**EXERCISE MATERIALS:**
▬▬▬▬▬▬▬▬▬▬

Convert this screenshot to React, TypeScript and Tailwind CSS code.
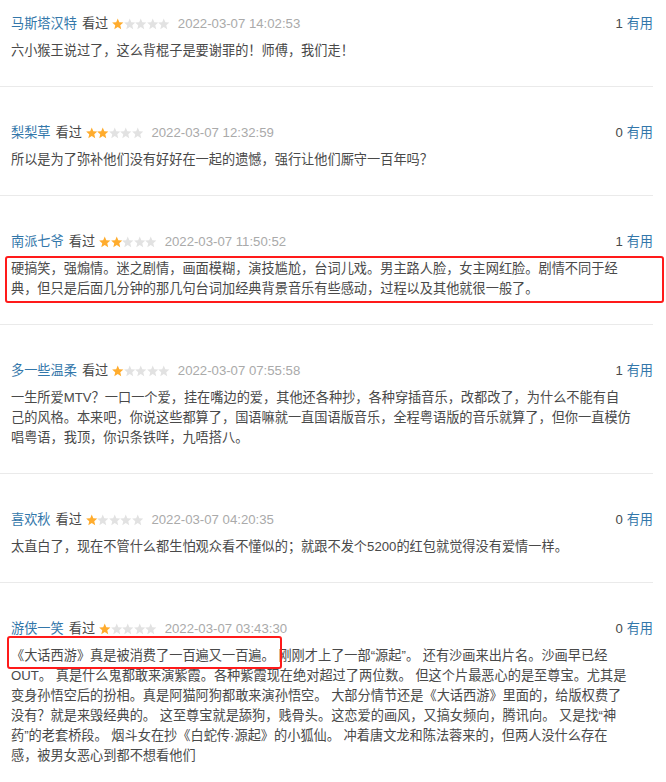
import React from 'react';

type Comment = {
  user: string;
  stars: number;
  time: string;
  useful: number;
  lines: string[];
};

const comments: Comment[] = [
  {
    user: '马斯塔汉特',
    stars: 1,
    time: '2022-03-07 14:02:53',
    useful: 1,
    lines: ['六小猴王说过了，这么背棍子是要谢罪的！师傅，我们走！'],
  },
  {
    user: '梨梨草',
    stars: 2,
    time: '2022-03-07 12:32:59',
    useful: 0,
    lines: ['所以是为了弥补他们没有好好在一起的遗憾，强行让他们厮守一百年吗？'],
  },
  {
    user: '南派七爷',
    stars: 2,
    time: '2022-03-07 11:50:52',
    useful: 1,
    lines: [
      '硬搞笑，强煽情。迷之剧情，画面模糊，演技尴尬，台词儿戏。男主路人脸，女主网红脸。剧情不同于经',
      '典，但只是后面几分钟的那几句台词加经典背景音乐有些感动，过程以及其他就很一般了。',
    ],
  },
  {
    user: '多一些温柔',
    stars: 1,
    time: '2022-03-07 07:55:58',
    useful: 1,
    lines: [
      '一生所爱MTV？一口一个爱，挂在嘴边的爱，其他还各种抄，各种穿插音乐，改都改了，为什么不能有自',
      '己的风格。本来吧，你说这些都算了，国语嘛就一直国语版音乐，全程粤语版的音乐就算了，但你一直模仿',
      '唱粤语，我顶，你识条铁咩，九唔搭八。',
    ],
  },
  {
    user: '喜欢秋',
    stars: 1,
    time: '2022-03-07 04:20:35',
    useful: 0,
    lines: ['太直白了，现在不管什么都生怕观众看不懂似的；就跟不发个5200的红包就觉得没有爱情一样。'],
  },
  {
    user: '游侠一笑',
    stars: 1,
    time: '2022-03-07 03:43:30',
    useful: 0,
    lines: [
      '《大话西游》真是被消费了一百遍又一百遍。 刚刚才上了一部“源起”。 还有沙画来出片名。沙画早已经',
      'OUT。 真是什么鬼都敢来演紫霞。各种紫霞现在绝对超过了两位数。 但这个片最恶心的是至尊宝。尤其是',
      '变身孙悟空后的扮相。真是阿猫阿狗都敢来演孙悟空。 大部分情节还是《大话西游》里面的，给版权费了',
      '没有？就是来毁经典的。 这至尊宝就是舔狗，贱骨头。这恋爱的画风，又搞女频向，腾讯向。 又是找“神',
      '药”的老套桥段。 烟斗女在抄《白蛇传·源起》的小狐仙。 冲着唐文龙和陈法蓉来的，但两人没什么存在',
      '感，被男女恶心到都不想看他们',
    ],
  },
];

function Star({ on }: { on: boolean }) {
  return (
    <svg width="11.5" height="12" viewBox="0 0 10 10">
      <polygon
        points="5,0.2 6.35,3.4 9.9,3.7 7.2,6 8,9.6 5,7.7 2,9.6 2.8,6 0.1,3.7 3.65,3.4"
        fill={on ? '#ffac2d' : '#e2e2e2'}
      />
    </svg>
  );
}

export default function App() {
  return (
    <div
      className="w-[666px] bg-white pr-[13px] text-[13.2px] text-[#494949]"
      style={{ fontFamily: "'Liberation Sans', 'Noto Sans CJK SC', sans-serif" }}
    >
      {comments.map((c, i) => (
        <div
          key={c.user}
          className={
            i === 0
              ? 'border-b border-[#eaeaea] pl-[11px] pt-[14px] pb-[25px]'
              : i === comments.length - 1
                ? 'pl-[11px] pt-[36px] pb-[25px]'
                : 'border-b border-[#eaeaea] pl-[11px] pt-[36px] pb-[25px]'
          }
        >
          <div className="flex h-5 items-center justify-between leading-5">
            <div className="flex items-center">
              <span className="text-[#3377aa]">{c.user}</span>
              <span className="ml-[5px]">看过</span>
              <span className="ml-[4px] flex items-center">
                {[0, 1, 2, 3, 4].map((s) => (
                  <Star key={s} on={s < c.stars} />
                ))}
              </span>
              <span className="ml-[8px] text-[#aaaaaa]">{c.time}</span>
            </div>
            <div>
              <span>{c.useful}</span> <span className="text-[#3377aa]">有用</span>
            </div>
          </div>
          <div className="relative mt-[7px] leading-5">
            {c.lines.map((l, j) => (
              <div key={j} className="whitespace-nowrap">
                {l}
              </div>
            ))}
            {i === 2 && (
              <div className="absolute top-[-3px] left-[-6px] right-[-11px] h-[47px] rounded-[3px] border-2 border-[#ff1a1a]" />
            )}
            {i === 5 && (
              <div className="absolute top-[-10px] left-[-4px] h-[33px] w-[275px] rounded-[3px] border-2 border-[#ff1a1a]" />
            )}
          </div>
        </div>
      ))}
    </div>
  );
}
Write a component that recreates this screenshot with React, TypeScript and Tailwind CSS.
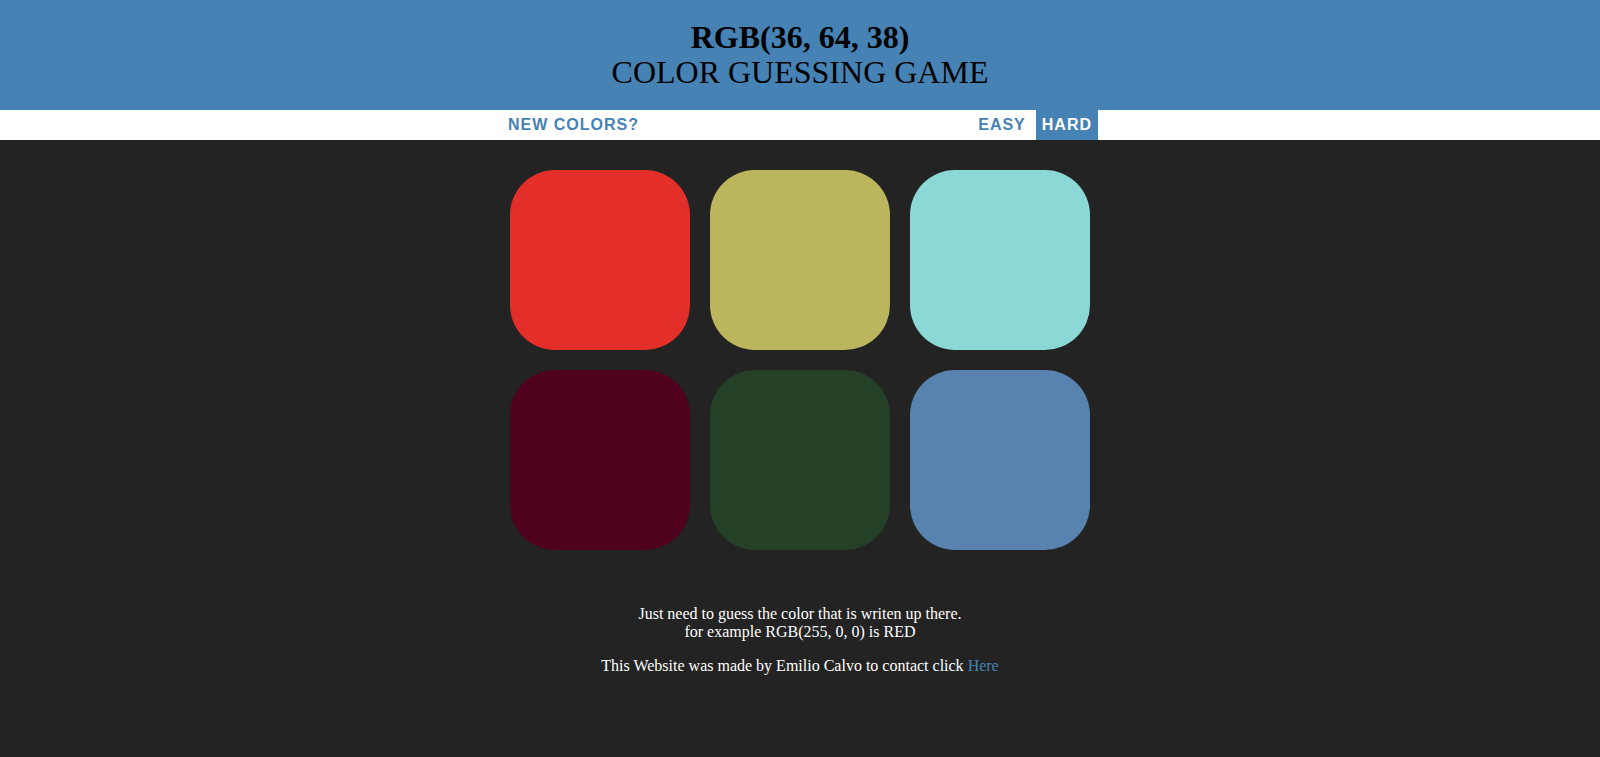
import React from 'react';

const squares = ['#e32e2a', '#bbb55e', '#8cd8d6', '#50011d', '#244026', '#5883ae'];

export default function App() {
  return (
    <div className="min-h-screen bg-[#232323] font-['Liberation_Serif',serif]">
      {/* header */}
      <h1 className="bg-[#4682b4] py-5 text-center text-[32px] font-normal leading-[1.1] text-black">
        <span className="font-bold">RGB(36, 64, 38)</span>
        <br />
        COLOR GUESSING GAME
      </h1>

      {/* stripe */}
      <div className="h-[30px] bg-white">
        <div className="mx-auto flex h-full w-[600px] items-center justify-between pr-0.5 font-['Liberation_Sans',Arial,sans-serif] text-base font-bold uppercase tracking-[1px] text-[#4682b4]">
          <button className="h-full bg-white pl-2 pr-1.5 uppercase">New Colors?</button>
          <div className="flex h-full gap-1">
            <button className="h-full bg-white px-1.5 uppercase">Easy</button>
            <button className="h-full bg-[#4682b4] px-1.5 uppercase text-white">Hard</button>
          </div>
        </div>
      </div>

      {/* squares */}
      <div className="mx-auto mt-5 grid w-[600px] grid-cols-3 gap-5 p-[10px]">
        {squares.map((c) => (
          <div key={c} className="h-[180px] w-[180px] rounded-[45px]" style={{ backgroundColor: c }} />
        ))}
      </div>

      {/* footer */}
      <div className="text-center text-base leading-[18px] text-white">
        <p className="mt-[45px]">
          Just need to guess the color that is writen up there.
          <br />
          for example RGB(255, 0, 0) is RED
        </p>
        <p className="mt-4">
          This Website was made by Emilio Calvo to contact click{' '}
          <a href="#" className="text-[#4682b4]">Here</a>
        </p>
      </div>
    </div>
  );
}
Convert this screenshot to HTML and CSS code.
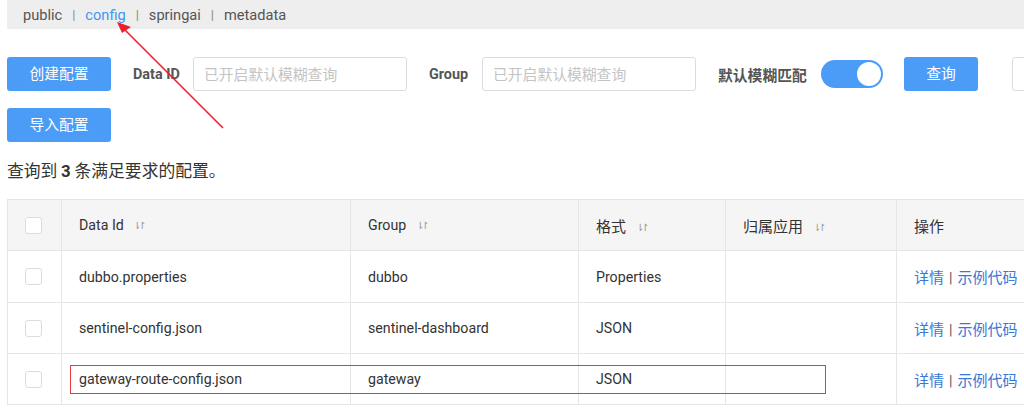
FILE: index.html
```html
<!DOCTYPE html>
<html lang="zh-CN">
<head>
<meta charset="utf-8">
<title>配置列表</title>
<link rel="stylesheet" href="styles.css">
</head>
<body>
<div class="page">
  <div class="ns-bar">
    <span class="ns">public</span><span class="sep">|</span><span class="ns active">config</span><span class="sep">|</span><span class="ns">springai</span><span class="sep">|</span><span class="ns">metadata</span>
  </div>

  <div class="toolbar">
    <button class="btn primary btn-create">创建配置</button>
    <label class="lbl lbl-dataid">Data ID</label>
    <input class="inp" placeholder="已开启默认模糊查询">
    <label class="lbl lbl-group">Group</label>
    <input class="inp" placeholder="已开启默认模糊查询">
    <label class="lbl lbl-fuzzy">默认模糊匹配</label>
    <span class="switch"><span class="knob"></span></span>
    <button class="btn primary btn-query">查询</button>
    <input class="inp inp-more">
  </div>
  <div class="toolbar2">
    <button class="btn primary btn-create">导入配置</button>
  </div>

  <div class="summary">查询到 <b>3</b> 条满足要求的配置。</div>

  <div class="table-wrap">
    <table class="tbl">
      <colgroup>
        <col class="c-check"><col class="c-id"><col class="c-group"><col class="c-fmt"><col class="c-app"><col class="c-op">
      </colgroup>
      <thead>
        <tr class="row-h">
          <th class="cell-check"><span class="chk"></span></th>
          <th>Data Id <span class="sort">⇂↾</span></th>
          <th>Group <span class="sort">⇂↾</span></th>
          <th class="cjk">格式 <span class="sort">⇂↾</span></th>
          <th class="cjk">归属应用 <span class="sort">⇂↾</span></th>
          <th class="cjk">操作</th>
        </tr>
      </thead>
      <tbody>
        <tr class="row-a">
          <td class="cell-check"><span class="chk"></span></td>
          <td>dubbo.properties</td>
          <td>dubbo</td>
          <td>Properties</td>
          <td></td>
          <td class="ops"><a>详情</a><span class="opsep">|</span><a>示例代码</a></td>
        </tr>
        <tr class="row-b">
          <td class="cell-check"><span class="chk"></span></td>
          <td>sentinel-config.json</td>
          <td>sentinel-dashboard</td>
          <td>JSON</td>
          <td></td>
          <td class="ops"><a>详情</a><span class="opsep">|</span><a>示例代码</a></td>
        </tr>
        <tr class="row-b">
          <td class="cell-check"><span class="chk"></span></td>
          <td>gateway-route-config.json</td>
          <td>gateway</td>
          <td>JSON</td>
          <td></td>
          <td class="ops"><a>详情</a><span class="opsep">|</span><a>示例代码</a></td>
        </tr>
      </tbody>
    </table>
    <div class="highlight"></div>
  </div>

  <svg class="arrow" width="1024" height="412" viewBox="0 0 1024 412">
    <line x1="223" y1="128" x2="124" y2="29" stroke="#e8212a" stroke-width="1.6"/>
    <polygon points="117,22 131,27 122,33" fill="#e8212a"/>
  </svg>
</div>
</body>
</html>
```

FILE: styles.css
```css
* { box-sizing: border-box; }
html, body { margin: 0; padding: 0; background: #fff; }
body {
  font-family: Roboto, "Noto Sans CJK SC", "PingFang SC", sans-serif;
  color: #333;
  font-size: 14px;
}
.page { position: relative; width: 1024px; height: 412px; overflow: hidden; }

.ns-bar {
  margin-left: 7px;
  height: 29px;
  background: #eeeeee;
  display: flex;
  align-items: center;
  padding-left: 16px;
  font-size: 14.6px;
  color: #555;
}
.ns.active { color: #3f96f5; }
.sep { color: #888; margin: 0 10px; font-size: 13px; }

.toolbar {
  display: flex;
  align-items: center;
  margin-top: 28px;
  padding-left: 7px;
  height: 34px;
  white-space: nowrap;
}
.toolbar2 { margin-top: 17px; padding-left: 7px; height: 34px; display: flex; }

.btn {
  border: none;
  border-radius: 3px;
  height: 34px;
  font-family: "Noto Sans CJK SC", sans-serif;
  font-size: 14.8px;
  padding: 0 0 3px;
  cursor: pointer;
  flex: none;
}
.btn.primary { background: #4a9cf6; color: #fff; }
.btn-create { width: 104px; }
.btn-query { width: 74px; margin-left: 21px; }

.lbl {
  font-weight: bold;
  color: #555;
  font-size: 14.4px;
  flex: none;
}
.lbl-dataid { margin-left: 22px; width: 60px; }
.lbl-group { margin-left: 22px; width: 53px; }
.lbl-fuzzy { margin-left: 22px; width: 103px; font-family: "Noto Sans CJK SC", sans-serif; font-size: 14.8px; }

.inp {
  width: 214px;
  height: 34px;
  border: 1px solid #dcdcdc;
  border-radius: 3px;
  padding: 0 10px 2px;
  font-family: "Noto Sans CJK SC", sans-serif;
  font-size: 14.8px;
  color: #333;
  outline: none;
  flex: none;
}
.inp::placeholder { color: #c4c4c4; }
.inp-more { margin-left: 34px; width: 120px; }

.switch {
  position: relative;
  width: 62px;
  height: 28px;
  border-radius: 14px;
  background: #4a9cf6;
  flex: none;
}
.knob {
  position: absolute;
  right: 2px;
  top: 2px;
  width: 24px;
  height: 24px;
  border-radius: 50%;
  background: #fff;
}

.summary {
  margin-top: 16px;
  padding-left: 7px;
  height: 24px;
  line-height: 24px;
  font-family: "Noto Sans CJK SC", sans-serif;
  font-size: 16.8px;
  color: #333;
}
.summary b { font-family: Roboto, sans-serif; font-weight: bold; }

.table-wrap { position: relative; margin-top: 17px; margin-left: 7px; }
.tbl {
  border-collapse: collapse;
  table-layout: fixed;
  width: 1080px;
}
.c-check { width: 54px; }
.c-id { width: 289px; }
.c-group { width: 228px; }
.c-fmt { width: 147px; }
.c-app { width: 171px; }
.c-op { width: 191px; }

.tbl th, .tbl td {
  border: 1px solid #e6e6e6;
  text-align: left;
  padding: 0 0 0 17px;
  font-weight: normal;
  color: #333;
  font-size: 14.2px;
  white-space: nowrap;
}
.tbl th { background: #f5f5f5; }
.row-h { height: 51px; }
.row-a { height: 52px; }
.row-b { height: 51px; }
.tbl .cjk { font-size: 15px; }
.tbl .cell-check { padding: 0 0 0 17px; }
.sort { font-size: 10px; color: #999; margin-left: 6px; letter-spacing: -3px; vertical-align: 1px; }
.chk {
  display: block;
  width: 17px;
  height: 17px;
  border: 1px solid #dcdcdc;
  border-radius: 3px;
  background: #fff;
}
.ops { font-size: 15px !important; }
.ops a { color: #3a78d3; }
.opsep { color: #555; margin: 0 5px; font-size: 14px; }

.highlight {
  position: absolute;
  left: 63px;
  top: 166px;
  width: 756px;
  height: 29px;
  border: 1.5px solid #e5383f;
  pointer-events: none;
}

.arrow { position: absolute; left: 0; top: 0; pointer-events: none; }
```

▬▬▬▬▬▬▬▬▬▬

**YOUR TASK:**
Copy out every line in the listing where the word "code" appears.

**SOLUTION FOR THIS TASK:**
Convert this screenshot to React, TypeScript and Tailwind CSS code.
Convert this screenshot to HTML and CSS code.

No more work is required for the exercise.